Each rig used an average of 211 gpd of fuel above the 977 gpd specified by contract and about 264 gpd over normal consumption. At a fuel price of $0.97/gal and a drilling rate of 19 days per hole, each well cost approximately $4,900 extra in fuel costs. This cost is minimal compared to the average reduction in drilling time of 6 days/well.

CONCLUSIONS

Shell Canada reported these results from the project:

  • Higher annular velocities substantially increased annular hole cleaning as shown by lack of stuck pipe, minimal torque and drag, less fill on connections, and increased mud-up depth.

  • Enhanced bottom hole cleaning was demonstrated by elimination of two bits to drill the same depth hole and by the increase in ROP.

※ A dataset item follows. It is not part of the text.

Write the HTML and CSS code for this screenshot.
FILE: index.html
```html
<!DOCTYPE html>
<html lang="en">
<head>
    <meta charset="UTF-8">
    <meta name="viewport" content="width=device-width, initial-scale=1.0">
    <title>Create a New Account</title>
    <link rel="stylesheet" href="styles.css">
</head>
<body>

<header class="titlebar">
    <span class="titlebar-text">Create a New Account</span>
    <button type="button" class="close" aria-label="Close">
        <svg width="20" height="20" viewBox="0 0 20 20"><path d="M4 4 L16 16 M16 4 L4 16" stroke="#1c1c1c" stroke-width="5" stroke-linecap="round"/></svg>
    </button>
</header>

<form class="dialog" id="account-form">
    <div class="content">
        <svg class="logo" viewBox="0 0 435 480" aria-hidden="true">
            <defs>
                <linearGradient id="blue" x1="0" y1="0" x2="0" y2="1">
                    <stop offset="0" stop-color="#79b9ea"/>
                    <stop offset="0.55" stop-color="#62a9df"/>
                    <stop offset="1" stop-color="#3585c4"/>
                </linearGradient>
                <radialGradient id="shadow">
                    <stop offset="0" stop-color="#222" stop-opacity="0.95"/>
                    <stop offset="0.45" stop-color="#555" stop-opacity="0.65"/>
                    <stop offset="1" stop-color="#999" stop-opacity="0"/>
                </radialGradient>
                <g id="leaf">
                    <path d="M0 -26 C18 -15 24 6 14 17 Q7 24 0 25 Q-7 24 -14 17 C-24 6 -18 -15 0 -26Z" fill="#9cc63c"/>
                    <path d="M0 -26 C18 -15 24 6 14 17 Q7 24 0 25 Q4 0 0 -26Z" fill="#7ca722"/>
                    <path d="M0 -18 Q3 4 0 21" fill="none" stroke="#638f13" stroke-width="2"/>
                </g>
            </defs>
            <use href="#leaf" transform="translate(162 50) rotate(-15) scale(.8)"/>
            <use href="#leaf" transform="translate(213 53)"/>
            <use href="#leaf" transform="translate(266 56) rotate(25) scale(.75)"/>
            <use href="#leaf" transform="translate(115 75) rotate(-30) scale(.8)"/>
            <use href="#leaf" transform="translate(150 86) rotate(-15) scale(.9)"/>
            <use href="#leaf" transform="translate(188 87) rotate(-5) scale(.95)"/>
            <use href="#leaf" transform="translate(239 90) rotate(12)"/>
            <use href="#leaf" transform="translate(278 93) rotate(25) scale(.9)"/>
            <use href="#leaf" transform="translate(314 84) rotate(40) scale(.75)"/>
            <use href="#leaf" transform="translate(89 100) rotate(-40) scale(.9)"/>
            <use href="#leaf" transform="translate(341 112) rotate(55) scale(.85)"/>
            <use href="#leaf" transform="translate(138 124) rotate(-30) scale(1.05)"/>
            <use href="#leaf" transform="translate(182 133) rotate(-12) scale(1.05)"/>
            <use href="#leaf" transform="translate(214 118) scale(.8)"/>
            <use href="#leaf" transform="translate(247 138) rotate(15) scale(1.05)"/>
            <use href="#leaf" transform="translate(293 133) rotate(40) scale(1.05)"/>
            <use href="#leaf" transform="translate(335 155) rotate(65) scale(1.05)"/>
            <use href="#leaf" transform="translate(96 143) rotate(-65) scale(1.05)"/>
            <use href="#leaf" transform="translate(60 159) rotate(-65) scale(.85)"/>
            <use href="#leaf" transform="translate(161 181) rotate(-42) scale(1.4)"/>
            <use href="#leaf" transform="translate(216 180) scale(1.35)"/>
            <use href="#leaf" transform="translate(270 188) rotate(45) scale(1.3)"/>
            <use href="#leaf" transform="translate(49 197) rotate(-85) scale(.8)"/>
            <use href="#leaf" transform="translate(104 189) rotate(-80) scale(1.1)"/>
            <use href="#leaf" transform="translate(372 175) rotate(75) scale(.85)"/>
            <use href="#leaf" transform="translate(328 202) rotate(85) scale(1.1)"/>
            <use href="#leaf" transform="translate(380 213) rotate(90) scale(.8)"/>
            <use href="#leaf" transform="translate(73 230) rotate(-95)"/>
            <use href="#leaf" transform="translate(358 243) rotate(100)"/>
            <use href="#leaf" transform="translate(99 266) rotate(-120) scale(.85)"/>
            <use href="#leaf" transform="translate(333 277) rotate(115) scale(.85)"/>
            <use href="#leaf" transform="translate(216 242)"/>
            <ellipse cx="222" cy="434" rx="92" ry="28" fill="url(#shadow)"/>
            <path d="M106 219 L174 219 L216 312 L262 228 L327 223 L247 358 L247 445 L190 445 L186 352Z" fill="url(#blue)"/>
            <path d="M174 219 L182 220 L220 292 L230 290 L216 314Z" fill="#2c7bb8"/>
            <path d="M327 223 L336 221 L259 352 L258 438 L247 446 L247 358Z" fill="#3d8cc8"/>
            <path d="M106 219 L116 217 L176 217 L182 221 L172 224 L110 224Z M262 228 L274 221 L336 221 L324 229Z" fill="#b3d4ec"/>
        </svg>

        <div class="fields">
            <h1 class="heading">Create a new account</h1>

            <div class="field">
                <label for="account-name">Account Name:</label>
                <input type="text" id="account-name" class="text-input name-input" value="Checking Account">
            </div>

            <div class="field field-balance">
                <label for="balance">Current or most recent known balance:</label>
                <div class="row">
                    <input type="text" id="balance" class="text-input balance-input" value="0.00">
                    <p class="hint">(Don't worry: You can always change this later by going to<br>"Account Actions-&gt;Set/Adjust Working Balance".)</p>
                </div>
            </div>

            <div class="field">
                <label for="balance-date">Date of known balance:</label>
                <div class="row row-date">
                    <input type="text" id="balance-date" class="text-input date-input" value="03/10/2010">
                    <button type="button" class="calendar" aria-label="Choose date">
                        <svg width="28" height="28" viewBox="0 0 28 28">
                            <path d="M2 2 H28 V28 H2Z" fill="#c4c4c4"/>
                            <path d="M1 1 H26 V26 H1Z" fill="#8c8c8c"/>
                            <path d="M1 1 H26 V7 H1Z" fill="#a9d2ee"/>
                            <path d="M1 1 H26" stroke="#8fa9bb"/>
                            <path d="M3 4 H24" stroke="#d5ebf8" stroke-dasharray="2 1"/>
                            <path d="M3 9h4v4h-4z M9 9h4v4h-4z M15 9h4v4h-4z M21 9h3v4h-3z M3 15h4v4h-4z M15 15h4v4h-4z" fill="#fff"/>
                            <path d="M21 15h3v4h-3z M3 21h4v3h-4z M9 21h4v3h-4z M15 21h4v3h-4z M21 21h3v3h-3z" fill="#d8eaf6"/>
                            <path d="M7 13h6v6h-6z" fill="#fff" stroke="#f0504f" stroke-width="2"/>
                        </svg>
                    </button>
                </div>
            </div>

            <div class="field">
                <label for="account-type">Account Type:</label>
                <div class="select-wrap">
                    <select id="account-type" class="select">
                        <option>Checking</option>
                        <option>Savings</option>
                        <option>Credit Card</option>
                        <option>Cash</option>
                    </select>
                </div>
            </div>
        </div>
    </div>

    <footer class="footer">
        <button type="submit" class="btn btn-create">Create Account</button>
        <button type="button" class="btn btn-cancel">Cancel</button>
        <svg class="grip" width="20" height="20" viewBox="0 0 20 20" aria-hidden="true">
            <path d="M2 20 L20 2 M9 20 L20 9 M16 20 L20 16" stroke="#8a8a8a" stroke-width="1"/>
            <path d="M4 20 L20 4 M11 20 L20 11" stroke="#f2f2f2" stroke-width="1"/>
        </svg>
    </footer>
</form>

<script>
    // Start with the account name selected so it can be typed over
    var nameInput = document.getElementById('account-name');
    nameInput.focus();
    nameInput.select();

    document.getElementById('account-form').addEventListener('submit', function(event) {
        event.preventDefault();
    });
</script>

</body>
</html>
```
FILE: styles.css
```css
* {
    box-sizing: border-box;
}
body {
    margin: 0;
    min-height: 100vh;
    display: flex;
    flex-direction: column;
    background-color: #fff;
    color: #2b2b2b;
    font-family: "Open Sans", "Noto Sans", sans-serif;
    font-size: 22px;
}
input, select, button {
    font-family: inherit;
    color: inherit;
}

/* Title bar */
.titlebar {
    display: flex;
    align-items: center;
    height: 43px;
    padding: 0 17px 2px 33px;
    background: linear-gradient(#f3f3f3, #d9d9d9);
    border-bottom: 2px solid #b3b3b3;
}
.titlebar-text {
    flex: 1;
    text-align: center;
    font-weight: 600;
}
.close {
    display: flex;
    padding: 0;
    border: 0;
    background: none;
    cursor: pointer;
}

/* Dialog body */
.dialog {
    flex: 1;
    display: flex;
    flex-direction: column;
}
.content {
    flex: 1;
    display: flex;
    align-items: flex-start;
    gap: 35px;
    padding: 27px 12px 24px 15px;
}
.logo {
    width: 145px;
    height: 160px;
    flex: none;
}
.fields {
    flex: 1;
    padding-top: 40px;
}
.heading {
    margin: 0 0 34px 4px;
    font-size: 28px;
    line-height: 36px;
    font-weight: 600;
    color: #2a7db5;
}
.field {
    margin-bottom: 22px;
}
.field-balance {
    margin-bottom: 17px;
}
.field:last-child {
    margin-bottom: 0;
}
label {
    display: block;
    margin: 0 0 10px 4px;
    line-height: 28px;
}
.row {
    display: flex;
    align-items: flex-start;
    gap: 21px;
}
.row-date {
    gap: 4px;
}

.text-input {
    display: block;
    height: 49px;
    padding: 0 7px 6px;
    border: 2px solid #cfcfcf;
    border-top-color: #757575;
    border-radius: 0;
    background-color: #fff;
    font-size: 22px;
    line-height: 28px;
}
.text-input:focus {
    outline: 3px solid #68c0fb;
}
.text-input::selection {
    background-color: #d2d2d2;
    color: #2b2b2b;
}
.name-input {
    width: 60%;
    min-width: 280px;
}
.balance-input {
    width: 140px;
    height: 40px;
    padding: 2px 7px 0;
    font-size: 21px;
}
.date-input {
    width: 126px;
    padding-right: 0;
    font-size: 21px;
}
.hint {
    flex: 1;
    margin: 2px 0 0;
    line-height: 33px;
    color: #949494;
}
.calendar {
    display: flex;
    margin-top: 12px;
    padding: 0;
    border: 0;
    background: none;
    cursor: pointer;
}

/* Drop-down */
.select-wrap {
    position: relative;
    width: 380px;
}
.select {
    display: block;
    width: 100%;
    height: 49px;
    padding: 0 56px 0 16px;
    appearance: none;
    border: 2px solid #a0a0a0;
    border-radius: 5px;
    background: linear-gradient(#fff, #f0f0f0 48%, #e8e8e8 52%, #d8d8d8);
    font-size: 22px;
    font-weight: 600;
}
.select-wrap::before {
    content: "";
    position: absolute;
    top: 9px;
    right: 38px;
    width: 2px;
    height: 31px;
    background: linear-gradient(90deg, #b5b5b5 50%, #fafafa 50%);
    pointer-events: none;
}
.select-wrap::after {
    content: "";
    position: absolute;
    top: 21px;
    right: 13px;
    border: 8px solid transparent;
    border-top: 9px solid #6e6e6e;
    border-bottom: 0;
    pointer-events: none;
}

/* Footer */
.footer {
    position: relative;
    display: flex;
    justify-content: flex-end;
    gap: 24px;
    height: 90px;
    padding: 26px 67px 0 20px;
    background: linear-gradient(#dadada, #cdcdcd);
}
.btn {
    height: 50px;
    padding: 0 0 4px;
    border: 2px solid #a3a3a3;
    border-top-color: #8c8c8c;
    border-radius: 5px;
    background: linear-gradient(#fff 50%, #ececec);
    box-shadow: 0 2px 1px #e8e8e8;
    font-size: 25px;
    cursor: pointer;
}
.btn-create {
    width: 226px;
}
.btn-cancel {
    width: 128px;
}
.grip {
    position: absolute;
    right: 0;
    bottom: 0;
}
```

  • Bit hydraulic horsepower and bit impact force, not jet velocity, should be maximized for higher penetration rates in similar formations.

  • Obtaining required annular velocity should be the first priority of an hydraulics program (at the expense of bit hydraulic horsepower if necessary).

  • Jet velocity and waterdrilling days were the most significant factors in hole enlargement for the geological environment and range of operating parameters used in the Virginia Hills area.

  • Various nozzle configurations had a minor effect at elevated hydraulics levels.

  • Accelerated pump wear was minimal using elevated hydraulics with properly sized and maintained triplex pumps.

  • Extra fuel costs associated with elevated hydraulics were small compared to overall savings from increased penetration rates and better hole cleaning.